All of this hence gives the impression that things are not at all well. This is not a government confident about its own future, or the future of the country, or even trying to govern with that in mind. The very future of the UK, and its role in the EU (and by extension world affairs) is being reduced to a combination of delusion and petty fights within the Tory Party – a party riven now more than ever before with factionalism, beholden to an ever older, ever less representative membership of fewer than 150000 people, meanwhile being cheered along by a fervent media. The very need to hold the referendum, let us not forget, was due to Cameron trying to clear up this internal party fight back in 2013.

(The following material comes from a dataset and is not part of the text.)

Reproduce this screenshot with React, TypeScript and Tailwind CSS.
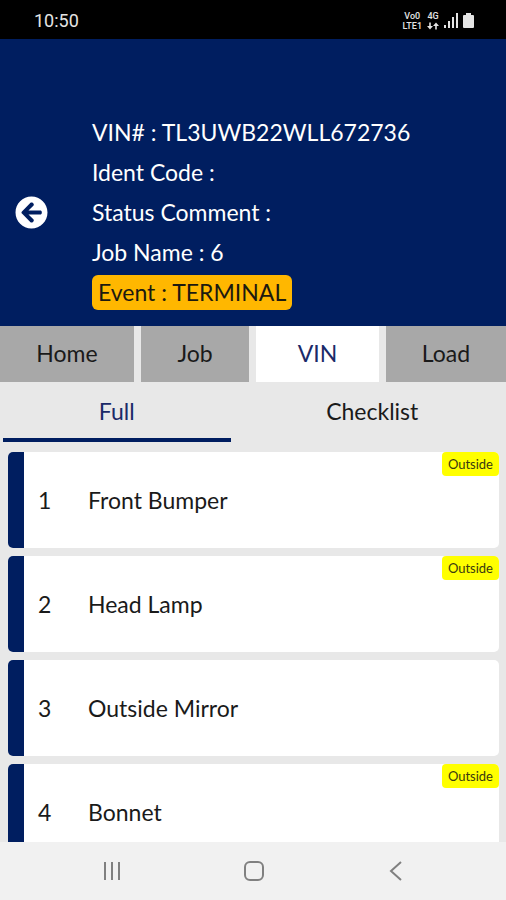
import React from "react";
import { FaArrowCircleLeft } from "react-icons/fa";

type Part = { id: number; name: string; outside: boolean };

const parts: Part[] = [
  { id: 1, name: "Front Bumper", outside: true },
  { id: 2, name: "Head Lamp", outside: true },
  { id: 3, name: "Outside Mirror", outside: false },
  { id: 4, name: "Bonnet", outside: true },
];

const tabs = ["Home", "Job", "VIN", "Load"];

function StatusBar() {
  return (
    <div className="flex h-[39px] shrink-0 items-center justify-between bg-black pt-[2px] pr-8 pl-[34px] font-['Roboto',sans-serif] text-[#e4e4e4]">
      <span className="text-lg">10:50</span>
      <div className="flex items-center gap-[5px]">
        <div className="flex flex-col items-center text-[9px] leading-[10px] font-medium">
          <span>Vo0</span>
          <span>LTE1</span>
        </div>
        <div className="flex flex-col items-center text-[9px] leading-[10px] font-medium">
          <span>4G</span>
          <svg width="12" height="10" viewBox="0 0 12 8" fill="currentColor" aria-hidden="true">
            <path d="M2.2 0.500h1.6v3.500H6L3 7.500 0 4h2.2zM8.2 7.500h1.6V4H12L9 .5 6 4h2.2z" />
          </svg>
        </div>
        <svg width="14" height="15" viewBox="0 0 14 15" fill="currentColor" aria-hidden="true">
          <rect x="0" y="12" width="2" height="3" />
          <rect x="4" y="8" width="2" height="7" />
          <rect x="8" y="4" width="2" height="11" />
          <rect x="12" y="0" width="2" height="15" />
        </svg>
        <svg width="11" height="15" viewBox="0 0 11 15" fill="currentColor" aria-hidden="true">
          <path d="M3 0h5v2h2a1 1 0 0 1 1 1v11a1 1 0 0 1-1 1H1a1 1 0 0 1-1-1V3a1 1 0 0 1 1-1h2z" />
        </svg>
      </div>
    </div>
  );
}

function Header() {
  return (
    <header className="flex shrink-0 items-center bg-[#001e60] pt-[76px] pb-4 pl-[15px] text-[23px] text-white">
      <button type="button" aria-label="Back" className="mr-11 shrink-0">
        <FaArrowCircleLeft size={33} aria-hidden="true" />
      </button>
      <div className="flex flex-col items-start gap-[5px]">
        <p className="leading-[35px]">VIN# : TL3UWB22WLL672736</p>
        <p className="leading-[35px]">Ident Code :</p>
        <p className="leading-[35px]">Status Comment :</p>
        <p className="leading-[35px]">Job Name : 6</p>
        <p className="rounded-md bg-[#ffb700] px-[6px] leading-[35px] text-[#1c1a10]">
          Event : TERMINAL
        </p>
      </div>
    </header>
  );
}

function PartCard({ part }: { part: Part }) {
  return (
    <li className="relative flex h-24 shrink-0 items-center overflow-hidden rounded-[5px] bg-white text-[23px] text-[#1a1a1a]">
      <span className="w-4 shrink-0 self-stretch bg-[#001e60]" />
      <span className="w-16 shrink-0 pl-[14px]">{part.id}</span>
      <span>{part.name}</span>
      {part.outside && (
        <span className="absolute top-0 right-0 rounded-[4px] bg-[#ffff00] px-[6px] text-[13px] leading-6 text-[#3a3a10]">
          Outside
        </span>
      )}
    </li>
  );
}

export default function App() {
  return (
    <div className="flex h-screen flex-col bg-[#e8e8e8] font-['Lato',sans-serif]">
      <StatusBar />
      <Header />
      <nav className="grid shrink-0 grid-cols-[134fr_108fr_123fr_120fr] gap-[7px] text-[23px]">
        {tabs.map((tab) => (
          <button
            key={tab}
            type="button"
            className={
              tab === "VIN"
                ? "h-14 bg-white pb-[2px] text-[#1b2a68]"
                : "h-14 bg-[#a8a8a8] pb-[2px] text-[#1a1a1a]"
            }
          >
            {tab}
          </button>
        ))}
      </nav>
      <div className="grid shrink-0 grid-cols-2 gap-7 pr-5 pl-[3px] text-[23px]">
        <button type="button" className="h-[60px] border-b-4 border-[#001e60] pt-[2px] text-[#1b2a68]">
          Full
        </button>
        <button type="button" className="h-[60px] border-b-4 border-transparent pt-[2px] text-[#1a1a1a]">
          Checklist
        </button>
      </div>
      <ul className="flex min-h-0 flex-1 flex-col gap-2 overflow-hidden pt-[10px] pr-[7px] pl-2">
        {parts.map((part) => (
          <PartCard key={part.id} part={part} />
        ))}
      </ul>
      <footer className="flex h-[58px] shrink-0 items-center justify-around bg-[#f1f1f1] pr-10 pl-[42px] text-[#808080]">
        <button type="button" aria-label="Recent apps">
          <svg width="20" height="20" viewBox="0 0 20 20" fill="none" stroke="currentColor" strokeWidth="2" aria-hidden="true">
            <path d="M2 1v18M9 1v18M16 1v18" />
          </svg>
        </button>
        <button type="button" aria-label="Home screen">
          <svg width="20" height="20" viewBox="0 0 20 20" fill="none" stroke="currentColor" strokeWidth="2" aria-hidden="true">
            <rect x="1" y="1" width="18" height="18" rx="5" />
          </svg>
        </button>
        <button type="button" aria-label="Go back">
          <svg width="20" height="20" viewBox="0 0 20 20" fill="none" stroke="currentColor" strokeWidth="2" aria-hidden="true">
            <path d="M16 1 6 10l10 9" />
          </svg>
        </button>
      </footer>
    </div>
  );
}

The Tory Party still reassures itself about the preeminence of the UK, while it cannot manage to resolve its own internal conflicts, and the party puts the future of the country at stake as a result. The EU isn’t really the problem here – British politics is, but no-one is really capable of saying that.

3 Comments

  1. Richard

    Basically agree. The Tory party looked vaguely functional as part of the coalition but as a majority government the full extent of how dysfunctional they are is obvious, given that the government is already essentially at a point where it cannot govern; its proposals for reducing the deficit have effectively hit a brickwall against the reality that the sick, unemployed and disabled were never the scroungers they were made out to be, while while series of policies have been forced into retreat. Even if Cameron wins, I have no idea what the Tories intend to do with the remainder of the Parliament and I suspect neither do they. And if he loses, the position gets worse given that the Leave camp have nothing resembling an even semi-realistic exit strategy and that many beloved leave shibboleths (like cutting employment rights) have no popular mandate either.

  2. Ben Carlin

    UK politics is very messy at the moment, and you can’t even really talk about “UK politics”. Northern Ireland is a completely separate political planet. So is Scotland and increasingly Wales as well.

    In England, both Conservative & Labour parties are divided internally. Cameron has said that he will not lead the Conservatives into the next General Election. Hardly any Labour MPs believe that their current leader (Jeremy Corbyn) can win the next General Election – which is very unlikely to happen before May 2020 in any case. Meanwhile, other parties (Liberal Democrats, Greens & UKIP) only have 8 out of 533 MPs (in England).

    Party politics overlaps with the EU Referendum to the extent that politicians are the main messengers on both sides of the debate. On the Leave side you have Nigel Farage, Boris Johnson and other Tories like David Davis and IDS. On the Remain side there’s David Cameron and assorted centre-left politicians (Nick Clegg, Caroline Lucas, Alan Johnson). I suppose if people don’t like or trust David Cameron then they will be less likely to vote Remain.

    I think issues such as “immigration”/”free movement” are more important that personalities in the context of the EU referendum. Only 32% of people in the UK think that free movement of EU citizens is a “good thing” (for Britain). 73% of people in the UK think that the British Government should impose annual limits on immigration to the UK from the [rest of the] EU – which would be incompatible with the EU Treaties.

    Source: http://www.theguardian.com/politics/2016/mar/20/britons-on-europe-survey-results-opinium-poll-referendum

  3. David Robinson

    Yes, but remember pledging a referendum was also Cameron’s attempt to try and soften the risk from UKIP.
    If there were to be a decisive Remain vote UKIP would be a (largely) one-issue party with that issue closed.
    The problem is a decisive Remain vote has always looked a long shot so the current Conservative leadership has just fueled the internal tensions on the centre/right with the referendum.